_Directions for this task_
Copy down every line where the string "index" shows up.

_Data for the task_

==========

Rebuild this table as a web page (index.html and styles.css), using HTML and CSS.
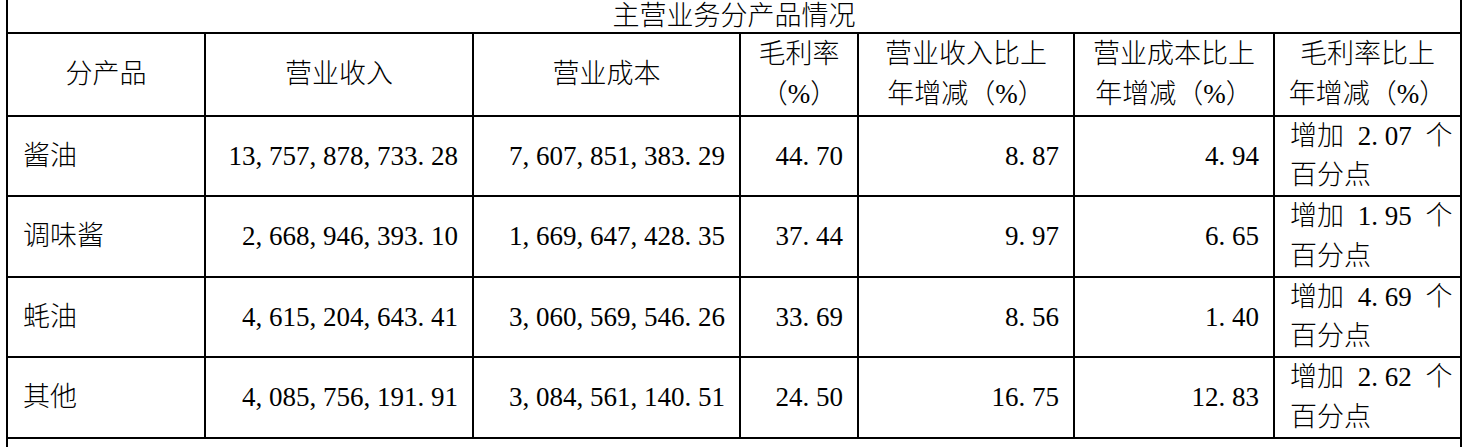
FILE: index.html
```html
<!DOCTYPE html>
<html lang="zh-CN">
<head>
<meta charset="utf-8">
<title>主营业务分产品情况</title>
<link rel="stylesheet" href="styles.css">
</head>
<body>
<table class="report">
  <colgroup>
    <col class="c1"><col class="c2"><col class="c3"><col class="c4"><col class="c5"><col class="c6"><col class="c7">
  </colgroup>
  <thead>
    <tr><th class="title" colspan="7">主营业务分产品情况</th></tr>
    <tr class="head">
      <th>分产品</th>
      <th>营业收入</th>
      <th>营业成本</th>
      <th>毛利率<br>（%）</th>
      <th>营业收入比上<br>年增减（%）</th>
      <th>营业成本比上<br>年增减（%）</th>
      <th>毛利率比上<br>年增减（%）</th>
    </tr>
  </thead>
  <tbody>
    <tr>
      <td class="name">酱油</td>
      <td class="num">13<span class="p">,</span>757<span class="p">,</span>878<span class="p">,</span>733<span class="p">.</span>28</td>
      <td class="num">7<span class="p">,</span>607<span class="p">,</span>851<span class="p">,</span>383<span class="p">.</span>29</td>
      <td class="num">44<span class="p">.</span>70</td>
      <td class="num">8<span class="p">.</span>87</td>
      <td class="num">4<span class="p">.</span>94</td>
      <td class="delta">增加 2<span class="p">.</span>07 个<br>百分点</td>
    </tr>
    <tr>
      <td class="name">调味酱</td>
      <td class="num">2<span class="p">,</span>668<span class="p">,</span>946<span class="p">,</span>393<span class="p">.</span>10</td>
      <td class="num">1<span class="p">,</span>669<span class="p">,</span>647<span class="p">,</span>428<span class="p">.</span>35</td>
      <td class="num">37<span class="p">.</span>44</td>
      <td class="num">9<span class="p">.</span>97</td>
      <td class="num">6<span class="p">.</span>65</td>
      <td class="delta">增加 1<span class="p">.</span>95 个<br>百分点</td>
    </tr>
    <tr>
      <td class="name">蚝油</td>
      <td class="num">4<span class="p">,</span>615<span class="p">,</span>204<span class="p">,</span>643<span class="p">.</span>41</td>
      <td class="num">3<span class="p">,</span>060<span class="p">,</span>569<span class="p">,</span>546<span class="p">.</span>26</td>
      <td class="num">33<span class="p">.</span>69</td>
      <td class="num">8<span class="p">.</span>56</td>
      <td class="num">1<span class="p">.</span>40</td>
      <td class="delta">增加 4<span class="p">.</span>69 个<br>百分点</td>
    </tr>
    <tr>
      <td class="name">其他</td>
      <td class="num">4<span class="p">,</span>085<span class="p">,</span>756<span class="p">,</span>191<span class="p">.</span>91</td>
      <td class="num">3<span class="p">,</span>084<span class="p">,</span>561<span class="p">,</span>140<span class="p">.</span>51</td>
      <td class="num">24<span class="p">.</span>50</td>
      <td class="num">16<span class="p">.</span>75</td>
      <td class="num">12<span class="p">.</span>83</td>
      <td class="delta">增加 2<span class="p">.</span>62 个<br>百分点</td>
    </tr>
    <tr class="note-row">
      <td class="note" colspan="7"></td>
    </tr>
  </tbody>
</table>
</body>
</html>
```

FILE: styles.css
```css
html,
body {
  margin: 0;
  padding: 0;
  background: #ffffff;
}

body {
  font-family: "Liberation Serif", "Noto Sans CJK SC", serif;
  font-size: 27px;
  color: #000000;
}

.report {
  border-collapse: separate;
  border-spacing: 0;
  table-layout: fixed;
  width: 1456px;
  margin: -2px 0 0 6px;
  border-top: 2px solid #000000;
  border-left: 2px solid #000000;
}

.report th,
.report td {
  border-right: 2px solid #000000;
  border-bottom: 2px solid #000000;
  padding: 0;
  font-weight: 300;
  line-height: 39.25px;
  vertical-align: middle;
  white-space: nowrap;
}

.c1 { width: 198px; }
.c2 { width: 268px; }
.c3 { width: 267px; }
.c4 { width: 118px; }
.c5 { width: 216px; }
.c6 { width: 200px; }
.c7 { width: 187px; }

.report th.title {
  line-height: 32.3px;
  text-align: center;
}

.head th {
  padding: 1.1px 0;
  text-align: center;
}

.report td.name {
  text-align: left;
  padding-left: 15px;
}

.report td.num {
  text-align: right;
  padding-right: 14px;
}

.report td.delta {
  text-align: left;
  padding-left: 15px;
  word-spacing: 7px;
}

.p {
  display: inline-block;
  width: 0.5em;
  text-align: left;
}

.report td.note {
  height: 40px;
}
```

==========

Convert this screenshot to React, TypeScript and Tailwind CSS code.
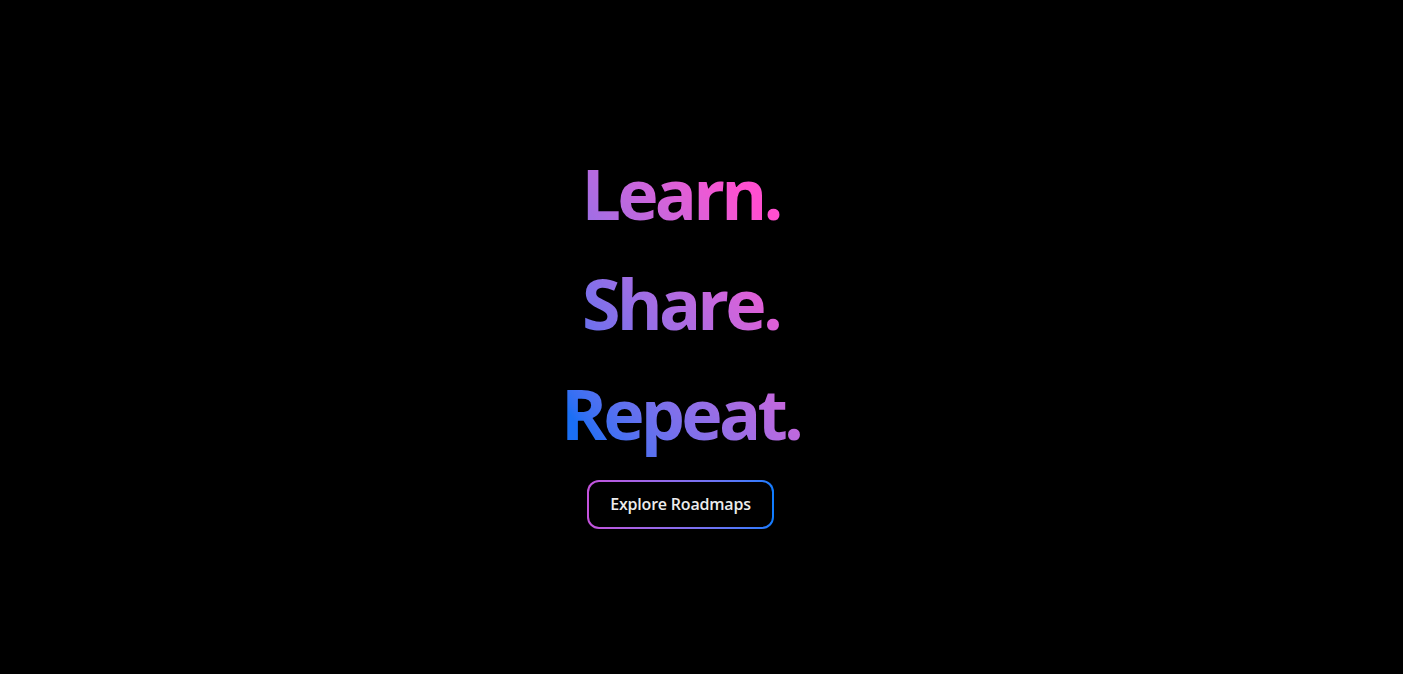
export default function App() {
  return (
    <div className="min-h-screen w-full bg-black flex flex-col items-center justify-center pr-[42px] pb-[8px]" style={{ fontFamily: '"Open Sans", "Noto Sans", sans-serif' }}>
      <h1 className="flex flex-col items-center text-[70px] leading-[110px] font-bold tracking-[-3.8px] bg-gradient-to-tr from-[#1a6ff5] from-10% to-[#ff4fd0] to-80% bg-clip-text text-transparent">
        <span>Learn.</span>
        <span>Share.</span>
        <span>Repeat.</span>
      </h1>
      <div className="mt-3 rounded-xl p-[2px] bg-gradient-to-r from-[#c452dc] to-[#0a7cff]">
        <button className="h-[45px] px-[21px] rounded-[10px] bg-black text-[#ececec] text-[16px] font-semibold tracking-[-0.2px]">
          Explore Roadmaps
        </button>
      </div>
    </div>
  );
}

==========

_Problem solution_
Rebuild this table as a web page (index.html and styles.css), using HTML and CSS.
FILE: index.html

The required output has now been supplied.